Pages as source code

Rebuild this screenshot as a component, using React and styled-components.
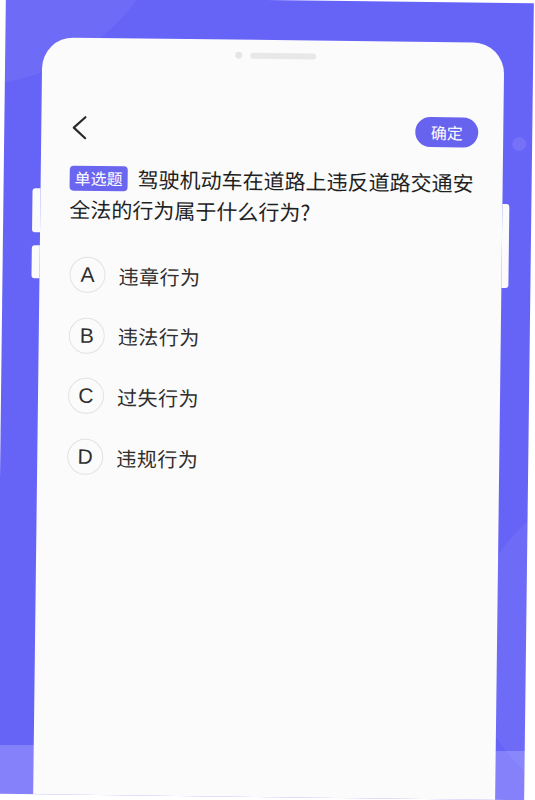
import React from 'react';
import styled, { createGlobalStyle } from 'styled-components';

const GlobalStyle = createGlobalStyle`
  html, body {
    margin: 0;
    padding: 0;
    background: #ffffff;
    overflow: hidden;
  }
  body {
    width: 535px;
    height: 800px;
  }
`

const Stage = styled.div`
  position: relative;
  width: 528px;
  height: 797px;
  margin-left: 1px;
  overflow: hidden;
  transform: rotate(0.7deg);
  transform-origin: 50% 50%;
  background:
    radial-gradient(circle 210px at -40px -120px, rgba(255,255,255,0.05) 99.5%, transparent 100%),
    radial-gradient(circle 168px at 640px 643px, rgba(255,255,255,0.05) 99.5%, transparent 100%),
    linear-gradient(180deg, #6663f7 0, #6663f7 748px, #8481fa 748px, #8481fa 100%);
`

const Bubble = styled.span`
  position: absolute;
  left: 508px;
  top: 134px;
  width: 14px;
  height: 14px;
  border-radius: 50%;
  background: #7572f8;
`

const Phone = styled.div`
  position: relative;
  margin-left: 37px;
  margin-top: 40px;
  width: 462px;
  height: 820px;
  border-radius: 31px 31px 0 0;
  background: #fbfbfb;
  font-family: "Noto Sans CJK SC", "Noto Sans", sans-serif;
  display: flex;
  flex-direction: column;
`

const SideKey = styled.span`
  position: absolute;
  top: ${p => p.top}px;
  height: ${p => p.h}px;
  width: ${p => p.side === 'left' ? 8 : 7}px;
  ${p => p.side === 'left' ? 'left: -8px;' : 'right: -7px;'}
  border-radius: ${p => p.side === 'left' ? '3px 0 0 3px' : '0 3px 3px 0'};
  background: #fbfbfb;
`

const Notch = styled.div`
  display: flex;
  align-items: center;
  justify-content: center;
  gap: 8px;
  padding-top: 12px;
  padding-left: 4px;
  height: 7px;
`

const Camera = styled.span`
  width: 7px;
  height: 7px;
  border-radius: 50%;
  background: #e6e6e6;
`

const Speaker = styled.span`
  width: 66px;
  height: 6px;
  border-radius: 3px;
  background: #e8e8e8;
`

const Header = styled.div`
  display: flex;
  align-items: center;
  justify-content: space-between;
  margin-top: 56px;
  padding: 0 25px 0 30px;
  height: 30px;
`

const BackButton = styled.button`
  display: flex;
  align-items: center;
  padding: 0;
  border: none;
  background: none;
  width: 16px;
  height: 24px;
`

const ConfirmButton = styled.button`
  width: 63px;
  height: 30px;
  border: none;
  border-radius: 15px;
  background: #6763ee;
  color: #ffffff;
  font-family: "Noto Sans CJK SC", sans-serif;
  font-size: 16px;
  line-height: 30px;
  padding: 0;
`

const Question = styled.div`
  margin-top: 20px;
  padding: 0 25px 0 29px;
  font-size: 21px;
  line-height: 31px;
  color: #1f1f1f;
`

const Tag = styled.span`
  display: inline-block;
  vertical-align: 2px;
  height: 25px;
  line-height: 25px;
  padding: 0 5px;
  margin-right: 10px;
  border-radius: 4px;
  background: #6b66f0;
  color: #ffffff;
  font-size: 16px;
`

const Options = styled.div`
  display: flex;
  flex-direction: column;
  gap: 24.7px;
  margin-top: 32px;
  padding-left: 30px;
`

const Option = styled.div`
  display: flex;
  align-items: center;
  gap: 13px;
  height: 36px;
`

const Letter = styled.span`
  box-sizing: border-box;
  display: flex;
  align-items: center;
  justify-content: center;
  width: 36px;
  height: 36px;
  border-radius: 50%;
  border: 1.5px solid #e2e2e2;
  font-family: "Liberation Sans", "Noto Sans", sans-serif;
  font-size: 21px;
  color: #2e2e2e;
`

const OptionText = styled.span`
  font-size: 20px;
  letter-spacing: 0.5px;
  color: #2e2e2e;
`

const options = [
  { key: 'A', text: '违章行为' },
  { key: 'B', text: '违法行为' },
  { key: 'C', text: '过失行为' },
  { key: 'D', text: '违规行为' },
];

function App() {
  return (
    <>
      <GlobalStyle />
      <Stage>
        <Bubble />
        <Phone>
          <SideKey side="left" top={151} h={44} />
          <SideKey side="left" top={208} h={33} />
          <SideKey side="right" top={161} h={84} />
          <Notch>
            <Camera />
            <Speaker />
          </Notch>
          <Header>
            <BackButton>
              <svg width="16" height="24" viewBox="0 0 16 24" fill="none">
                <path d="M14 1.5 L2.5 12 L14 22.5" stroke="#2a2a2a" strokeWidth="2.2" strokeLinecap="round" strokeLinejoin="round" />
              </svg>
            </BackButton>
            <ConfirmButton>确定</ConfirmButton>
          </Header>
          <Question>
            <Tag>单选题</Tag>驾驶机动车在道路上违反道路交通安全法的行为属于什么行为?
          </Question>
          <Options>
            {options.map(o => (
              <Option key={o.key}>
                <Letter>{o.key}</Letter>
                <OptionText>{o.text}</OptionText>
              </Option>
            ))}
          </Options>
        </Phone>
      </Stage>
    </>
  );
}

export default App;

* * *

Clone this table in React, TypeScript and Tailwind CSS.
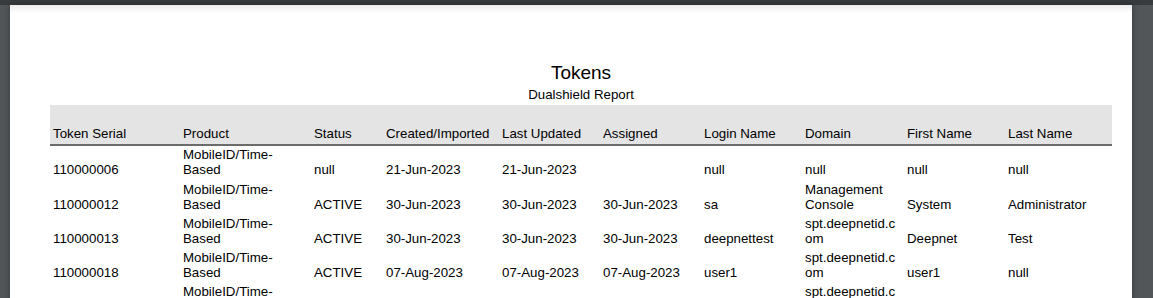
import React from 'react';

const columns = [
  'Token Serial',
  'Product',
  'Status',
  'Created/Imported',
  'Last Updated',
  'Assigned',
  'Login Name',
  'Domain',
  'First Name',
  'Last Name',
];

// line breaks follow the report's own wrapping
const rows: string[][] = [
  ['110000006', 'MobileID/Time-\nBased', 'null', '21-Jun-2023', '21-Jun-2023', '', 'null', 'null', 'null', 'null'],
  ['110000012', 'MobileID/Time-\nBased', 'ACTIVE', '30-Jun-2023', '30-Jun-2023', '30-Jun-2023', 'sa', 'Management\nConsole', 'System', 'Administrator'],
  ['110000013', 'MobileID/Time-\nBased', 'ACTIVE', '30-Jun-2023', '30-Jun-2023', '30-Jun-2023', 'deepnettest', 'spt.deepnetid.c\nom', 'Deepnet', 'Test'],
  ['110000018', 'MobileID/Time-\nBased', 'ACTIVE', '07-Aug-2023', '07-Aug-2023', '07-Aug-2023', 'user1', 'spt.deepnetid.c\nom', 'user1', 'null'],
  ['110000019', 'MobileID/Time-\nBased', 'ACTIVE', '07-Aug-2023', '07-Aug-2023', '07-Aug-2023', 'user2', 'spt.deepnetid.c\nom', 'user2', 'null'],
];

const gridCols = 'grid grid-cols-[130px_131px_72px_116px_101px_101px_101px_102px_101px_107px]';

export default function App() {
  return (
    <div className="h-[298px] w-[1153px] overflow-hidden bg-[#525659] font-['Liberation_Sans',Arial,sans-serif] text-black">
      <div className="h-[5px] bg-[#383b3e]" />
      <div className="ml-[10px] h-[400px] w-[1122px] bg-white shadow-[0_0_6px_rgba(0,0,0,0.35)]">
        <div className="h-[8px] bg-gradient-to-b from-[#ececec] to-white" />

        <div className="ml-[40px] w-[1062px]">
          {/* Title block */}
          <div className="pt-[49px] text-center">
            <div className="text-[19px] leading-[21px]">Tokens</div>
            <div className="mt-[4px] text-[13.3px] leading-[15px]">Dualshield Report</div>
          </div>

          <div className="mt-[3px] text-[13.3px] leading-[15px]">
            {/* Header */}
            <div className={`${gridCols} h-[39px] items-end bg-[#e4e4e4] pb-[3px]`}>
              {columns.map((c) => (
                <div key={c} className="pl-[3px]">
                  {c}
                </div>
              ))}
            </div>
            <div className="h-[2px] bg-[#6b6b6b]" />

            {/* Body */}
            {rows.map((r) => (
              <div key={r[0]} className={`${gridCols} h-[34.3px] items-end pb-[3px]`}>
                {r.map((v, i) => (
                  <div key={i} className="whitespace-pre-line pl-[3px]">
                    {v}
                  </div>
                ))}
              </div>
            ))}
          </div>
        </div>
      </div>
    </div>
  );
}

Problem to work on: From the line containing "Clone this table" through the line containing "const gridCols = 'grid", copy every line above exactly, without pictures.

Exercise response:
Clone this table in React, TypeScript and Tailwind CSS.
import React from 'react';

const columns = [
  'Token Serial',
  'Product',
  'Status',
  'Created/Imported',
  'Last Updated',
  'Assigned',
  'Login Name',
  'Domain',
  'First Name',
  'Last Name',
];

// line breaks follow the report's own wrapping
const rows: string[][] = [
  ['110000006', 'MobileID/Time-\nBased', 'null', '21-Jun-2023', '21-Jun-2023', '', 'null', 'null', 'null', 'null'],
  ['110000012', 'MobileID/Time-\nBased', 'ACTIVE', '30-Jun-2023', '30-Jun-2023', '30-Jun-2023', 'sa', 'Management\nConsole', 'System', 'Administrator'],
  ['110000013', 'MobileID/Time-\nBased', 'ACTIVE', '30-Jun-2023', '30-Jun-2023', '30-Jun-2023', 'deepnettest', 'spt.deepnetid.c\nom', 'Deepnet', 'Test'],
  ['110000018', 'MobileID/Time-\nBased', 'ACTIVE', '07-Aug-2023', '07-Aug-2023', '07-Aug-2023', 'user1', 'spt.deepnetid.c\nom', 'user1', 'null'],
  ['110000019', 'MobileID/Time-\nBased', 'ACTIVE', '07-Aug-2023', '07-Aug-2023', '07-Aug-2023', 'user2', 'spt.deepnetid.c\nom', 'user2', 'null'],
];

const gridCols = 'grid grid-cols-[130px_131px_72px_116px_101px_101px_101px_102px_101px_107px]';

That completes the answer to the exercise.